Michigan’s working men and women need a president in the White House who will build on the progress under President Obama, and fight every single day to build an economy that works for everyone, not just the wealthy.

That’s why the AFL-CIO is supporting Hillary Clinton for president.

Unlike Donald Trump, Hillary has laid out real, concrete plans to grow our economy from the bottom up and the middle out – not the top down.

Here are the top five things Hillary Clinton will do as president to help Michigan’s working families get ahead:

1. Make the biggest investment in new, good-paying jobs since World War II: That means cutting through the dysfunction in Washington to create thousands of good-paying jobs by making bold investments in infrastructure, technology, clean energy, and education.

2. Make college debt-free for all Americans: Hillary understands that education is the best investment we can make in our economy. To fight the skyrocketing cost of tuition, Hillary will make sure every student can attend a public college without borrowing money. And Hillary will change the rules to allow graduates to refinance their current loans at a lower rate.
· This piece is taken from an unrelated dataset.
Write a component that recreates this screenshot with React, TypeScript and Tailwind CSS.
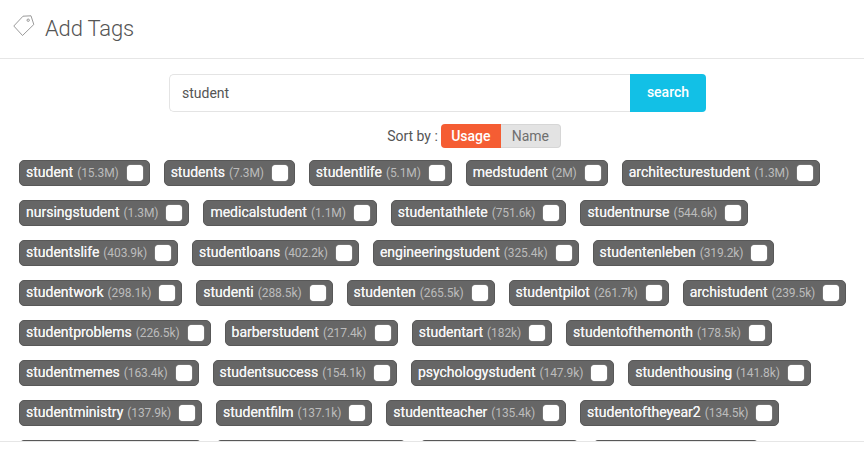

3. Make the wealthy and Wall Street banks pay their fair share in taxes: Wall Street billionaires and wealthy special interests have manipulated the rules in their favor at the expense of working people. As president, Hillary will adopt the “Buffett Rule” to ensure millionaires and billionaires don’t pay a lower tax rate than their secretaries. Making the rich pay their fair share in taxes will allow us to pay for bold investments in jobs without running up the debt.

4. Change the rules to stop rewarding corporations that ship American jobs overseas: Hillary will impose a tough new “exit tax” on big corporations that turn their backs on America and send jobs overseas. She’ll rewrite the rules so more companies share their profits with employees. And Hillary will crack down on unfair trade abuses, and oppose bad trade deals like the Trans-Pacific Partnership, which will make it easier for CEOs to ship more American jobs overseas.

5. Cut taxes for working families: Hillary understands that working people should be able to earn enough to sustain their families. To ease the burden on working men and women, she’ll cut taxes to make health care, child care, and prescription drugs more affordable.